Gender parity must be reached before 2030, she said. This is important not only for women’s welfare, it also drives success in achieving other global goals including poverty eradication and sustainable development, said Mlambo-Ngcuka, who on Friday went on to launch a new initiative called ‘Planet 50:50 by 2030: Step it Up for Gender Equality’.

This programme calls on global leaders to commit to ensuring that half of all parliamentarians, university students, business and civil society leaders are women by 2030.

For now, women do not occupy an equal position in areas such as governance, corporate leadership, science and technology, and land ownership, the report found.

For example, in the corporate sector, women hold only a quarter of the jobs in top management and governance; in the technology sector, women hold less than a fifth of all jobs at any level.  

In addition, UN Women said that females are still under-represented in political leadership – only one in five parliamentarians is a woman. Women also do most of the world’s low-paid and unpaid work.

Global leaders had also not delivered on the Beijing conference’s call for “the full and equal participation of women and men as agents and beneficiaries of sustainable development,” according to the report.

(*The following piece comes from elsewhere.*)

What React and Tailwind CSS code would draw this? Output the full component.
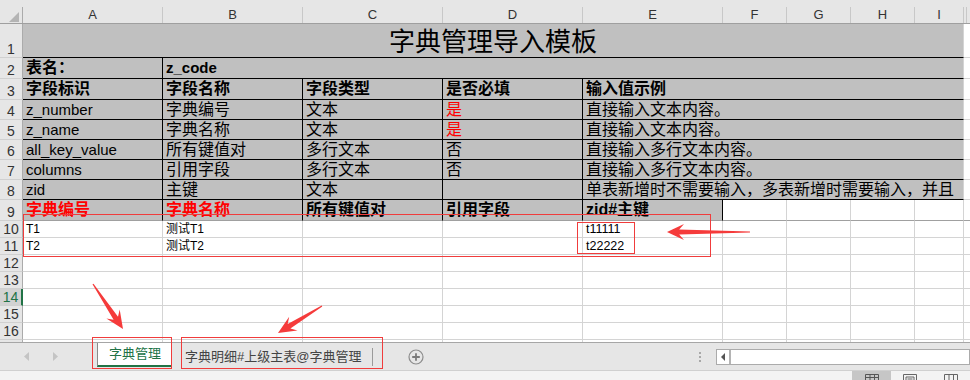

Bearing the brunt of climate change

To be truly transformative, the post-2015 development agenda must prioritize gender equality and women’s empowerment. The world will never realize 100 per cent of its goals if 50 per cent of its people cannot realize their full potential. 

Ban Ki-moon, United Nations Secretary-General

Indeed, women are simultaneously among the most vulnerable people to climate change and under-represented in various efforts to mitigate it.

For one thing, women are not equally represented in various delegations to the United Nations that address issues such as climate change, biodiversity and desertification.  

Additionally, despite comprising about 43 per cent of the agricultural labour worldwide, women farmers control far less land than men, and also have less access to seeds and funds. In Africa, for example, women account for 70 per cent of crop production, but own only two per cent of the land.

In rural areas, women also spend disproportionately more time on unpaid labour than men, the report found. For example, women in sub-Saharan Africa spend a collective 16 million hours a day collecting drinking water, while men spend 6 million hours on the same activity.

Lack of access to modern energy in many rural areas also leads nearly 3 billion people worldwide to use solid biomass or animal waste to cook their meals and heat their homes. This results in indoor air pollution that causes some 4.3 million premature deaths worldwide, above all among women and children.

The burden of such unpaid work is intensified by unequal access to water, limited mobility and decision making power, said the report, adding that these factors also render poor women more vulnerable to climate change. In many instances, gender inequality can make the difference between life and death in a natural disaster.  

For example, UN Women found that women and children are 14 times more likely to die or be injured during a natural disaster than men. Several reasons contribute to this, including the fact that boys receive priority over girls when food is scarce and during rescue efforts.

In order to address these issues, the report recommended that women must have more access and control over land and other resources, play a greater part in decision making at all levels, and that more money be invested in polices and investments that promote gender equality.

Businesses and communities step up

To mark International Women’s Day, business and community groups around the world have launched initiatives to address these disparities.

Stock exchanges in Egypt, Istanbul, Mumbai, Stockholm, Nigeria, Warsaw and New York, for example, worked with UN Women, the UN Global Compact, and the Sustainable Stock Exchanges Initiative to carry out ceremonies to “ring the bell for gender equality”. 

Rural women representatives from Bangladesh, Nepal, Pakistan and India also launched a “travelling journal” that will gather stories from 45 women in seven Asian countries on challenges they face, such as hunger, poverty, landlessness and climate change.  

A collaborative effort by the Asian Rural Women’s Coalition (ARWC), PAN Asia Pacific (PANAP) and OXFAM’s GROW Campaign in Asia, this project aims to raise public awareness and shape policies that preserve the rights of rural women and small food producers in Asia.

United Nations Secretary-General Ban Ki-moon also urged the international community to “do far more to accelerate progress everywhere”.

Speaking at a UN debate in New York on the role of gender equality and empowerment in the post-2015 development agenda on Friday, he said that “gender equality and the empowerment of women and girls are essential to our sustainable future”.

The post-2015 development agenda is being negotiated by global leaders this year and will include measurable Sustainable Development Goals (SDGs) which the global community must aim to meet by 2030.  

In the run-up discussions, gender equality and women’s empowerment have a central place, said Ban, adding that “to be truly transformative, the post-2015 development agenda must prioritize gender equality and women’s empowerment”.

“The world will never realize 100 per cent of its goals if 50 per cent of its people cannot realize their full potential,” he said.